_Recorded information_:
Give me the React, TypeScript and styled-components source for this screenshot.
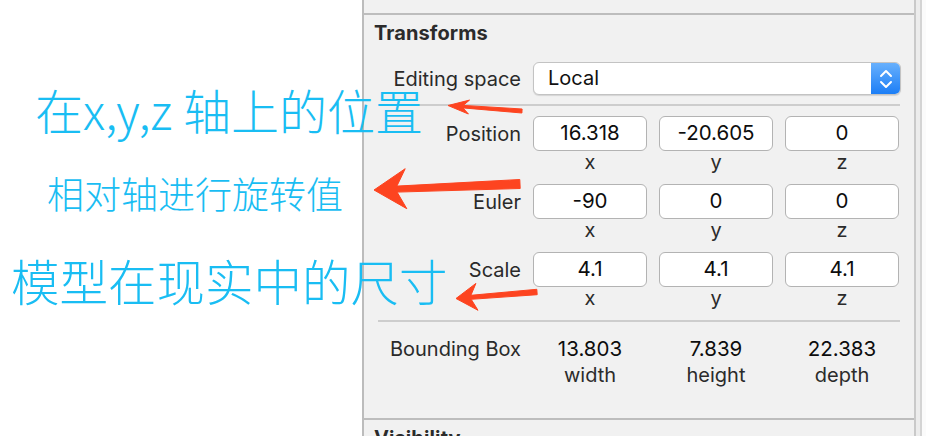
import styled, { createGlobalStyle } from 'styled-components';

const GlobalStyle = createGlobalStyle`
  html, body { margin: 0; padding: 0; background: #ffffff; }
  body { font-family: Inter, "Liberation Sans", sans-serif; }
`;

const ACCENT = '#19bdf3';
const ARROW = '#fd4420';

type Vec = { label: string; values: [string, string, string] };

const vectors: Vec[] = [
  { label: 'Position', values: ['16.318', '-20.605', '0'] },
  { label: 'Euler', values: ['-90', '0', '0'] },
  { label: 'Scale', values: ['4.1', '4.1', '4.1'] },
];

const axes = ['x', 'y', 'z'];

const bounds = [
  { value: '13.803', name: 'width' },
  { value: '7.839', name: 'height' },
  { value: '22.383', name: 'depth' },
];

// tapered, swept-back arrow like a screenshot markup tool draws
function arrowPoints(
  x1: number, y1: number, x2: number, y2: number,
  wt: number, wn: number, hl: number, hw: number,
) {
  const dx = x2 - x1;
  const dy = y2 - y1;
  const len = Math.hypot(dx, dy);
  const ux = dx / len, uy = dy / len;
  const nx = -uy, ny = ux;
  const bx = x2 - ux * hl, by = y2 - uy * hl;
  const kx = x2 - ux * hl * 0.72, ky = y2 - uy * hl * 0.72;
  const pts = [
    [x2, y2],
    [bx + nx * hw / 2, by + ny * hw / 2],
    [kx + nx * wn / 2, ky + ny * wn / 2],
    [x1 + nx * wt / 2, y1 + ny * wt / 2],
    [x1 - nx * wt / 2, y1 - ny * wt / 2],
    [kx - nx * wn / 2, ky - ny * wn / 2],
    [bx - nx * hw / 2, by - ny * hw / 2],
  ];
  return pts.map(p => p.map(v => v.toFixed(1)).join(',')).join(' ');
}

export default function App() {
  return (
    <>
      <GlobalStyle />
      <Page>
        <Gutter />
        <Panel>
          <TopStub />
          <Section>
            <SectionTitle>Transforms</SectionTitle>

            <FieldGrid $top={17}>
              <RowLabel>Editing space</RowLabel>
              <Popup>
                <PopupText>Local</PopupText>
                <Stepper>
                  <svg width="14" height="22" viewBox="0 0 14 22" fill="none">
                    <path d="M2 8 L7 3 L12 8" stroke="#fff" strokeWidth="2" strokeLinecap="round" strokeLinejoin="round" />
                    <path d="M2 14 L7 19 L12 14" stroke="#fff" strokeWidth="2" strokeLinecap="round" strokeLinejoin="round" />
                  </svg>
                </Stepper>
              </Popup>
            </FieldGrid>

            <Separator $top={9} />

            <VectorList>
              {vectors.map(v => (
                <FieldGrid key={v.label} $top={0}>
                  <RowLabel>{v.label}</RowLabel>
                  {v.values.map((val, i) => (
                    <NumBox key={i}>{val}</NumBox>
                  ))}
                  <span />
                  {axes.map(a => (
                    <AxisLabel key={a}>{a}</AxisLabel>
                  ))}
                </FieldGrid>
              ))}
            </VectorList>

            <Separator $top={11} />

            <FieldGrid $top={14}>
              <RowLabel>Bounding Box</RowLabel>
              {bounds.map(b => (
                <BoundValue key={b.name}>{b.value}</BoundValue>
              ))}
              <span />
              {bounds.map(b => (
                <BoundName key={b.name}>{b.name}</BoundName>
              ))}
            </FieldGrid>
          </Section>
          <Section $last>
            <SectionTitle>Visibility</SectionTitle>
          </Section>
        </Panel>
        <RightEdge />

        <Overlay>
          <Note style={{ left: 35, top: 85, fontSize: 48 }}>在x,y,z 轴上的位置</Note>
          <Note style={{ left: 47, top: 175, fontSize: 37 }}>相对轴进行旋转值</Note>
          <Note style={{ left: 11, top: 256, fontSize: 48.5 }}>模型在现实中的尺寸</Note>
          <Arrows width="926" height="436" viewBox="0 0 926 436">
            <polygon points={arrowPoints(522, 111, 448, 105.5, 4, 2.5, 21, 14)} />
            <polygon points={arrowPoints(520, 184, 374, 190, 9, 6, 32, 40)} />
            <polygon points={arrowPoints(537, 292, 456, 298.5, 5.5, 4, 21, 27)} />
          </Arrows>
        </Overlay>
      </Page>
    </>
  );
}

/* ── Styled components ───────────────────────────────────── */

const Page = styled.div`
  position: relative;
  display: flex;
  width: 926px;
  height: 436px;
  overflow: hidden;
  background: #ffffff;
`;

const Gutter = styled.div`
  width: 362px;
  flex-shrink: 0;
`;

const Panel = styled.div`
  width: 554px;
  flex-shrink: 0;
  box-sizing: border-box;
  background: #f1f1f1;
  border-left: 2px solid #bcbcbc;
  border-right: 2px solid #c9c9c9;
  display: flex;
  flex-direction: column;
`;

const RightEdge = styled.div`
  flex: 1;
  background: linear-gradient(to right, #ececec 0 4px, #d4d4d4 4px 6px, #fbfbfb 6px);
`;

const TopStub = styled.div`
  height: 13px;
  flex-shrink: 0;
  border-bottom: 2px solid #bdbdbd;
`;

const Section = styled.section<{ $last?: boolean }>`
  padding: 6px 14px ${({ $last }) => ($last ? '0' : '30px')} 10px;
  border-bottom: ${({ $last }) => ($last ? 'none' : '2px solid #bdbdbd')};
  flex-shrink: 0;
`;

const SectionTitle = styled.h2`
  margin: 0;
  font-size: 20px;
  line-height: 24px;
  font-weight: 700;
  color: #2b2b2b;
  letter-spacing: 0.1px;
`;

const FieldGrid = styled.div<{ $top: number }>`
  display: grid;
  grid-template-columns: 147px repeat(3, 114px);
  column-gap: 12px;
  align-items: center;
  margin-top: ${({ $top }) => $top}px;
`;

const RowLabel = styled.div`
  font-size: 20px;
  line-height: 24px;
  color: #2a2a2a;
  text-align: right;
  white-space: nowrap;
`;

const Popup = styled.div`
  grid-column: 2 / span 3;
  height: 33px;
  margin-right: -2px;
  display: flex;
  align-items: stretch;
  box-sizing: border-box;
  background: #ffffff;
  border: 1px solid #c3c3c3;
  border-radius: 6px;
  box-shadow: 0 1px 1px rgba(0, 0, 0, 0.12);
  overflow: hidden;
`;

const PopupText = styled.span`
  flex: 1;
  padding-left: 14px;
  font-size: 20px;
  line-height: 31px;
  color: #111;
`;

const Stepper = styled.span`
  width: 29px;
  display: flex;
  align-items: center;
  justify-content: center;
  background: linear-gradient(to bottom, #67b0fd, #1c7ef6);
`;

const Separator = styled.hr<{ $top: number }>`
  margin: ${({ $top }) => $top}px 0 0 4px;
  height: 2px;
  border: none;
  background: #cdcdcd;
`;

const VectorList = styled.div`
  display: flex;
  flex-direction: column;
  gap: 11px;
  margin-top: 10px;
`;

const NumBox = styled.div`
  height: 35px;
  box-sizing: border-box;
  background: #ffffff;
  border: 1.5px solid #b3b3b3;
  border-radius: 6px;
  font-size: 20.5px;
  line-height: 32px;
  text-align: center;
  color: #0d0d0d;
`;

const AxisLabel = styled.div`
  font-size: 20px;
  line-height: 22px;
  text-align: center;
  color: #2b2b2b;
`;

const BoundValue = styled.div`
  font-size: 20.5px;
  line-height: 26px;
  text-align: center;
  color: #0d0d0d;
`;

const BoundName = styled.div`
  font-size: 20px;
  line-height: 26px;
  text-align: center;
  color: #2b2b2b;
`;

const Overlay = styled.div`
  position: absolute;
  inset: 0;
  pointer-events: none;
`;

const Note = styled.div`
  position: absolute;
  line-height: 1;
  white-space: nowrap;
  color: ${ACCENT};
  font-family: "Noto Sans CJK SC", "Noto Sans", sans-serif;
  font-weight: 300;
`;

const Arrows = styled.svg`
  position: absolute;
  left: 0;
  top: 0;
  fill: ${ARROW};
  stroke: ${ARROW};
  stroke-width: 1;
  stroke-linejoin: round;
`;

_Objective_: Copy out every line holding the string "components".

_Complete answer_:
Give me the React, TypeScript and styled-components source for this screenshot.
import styled, { createGlobalStyle } from 'styled-components';
/* ── Styled components ───────────────────────────────────── */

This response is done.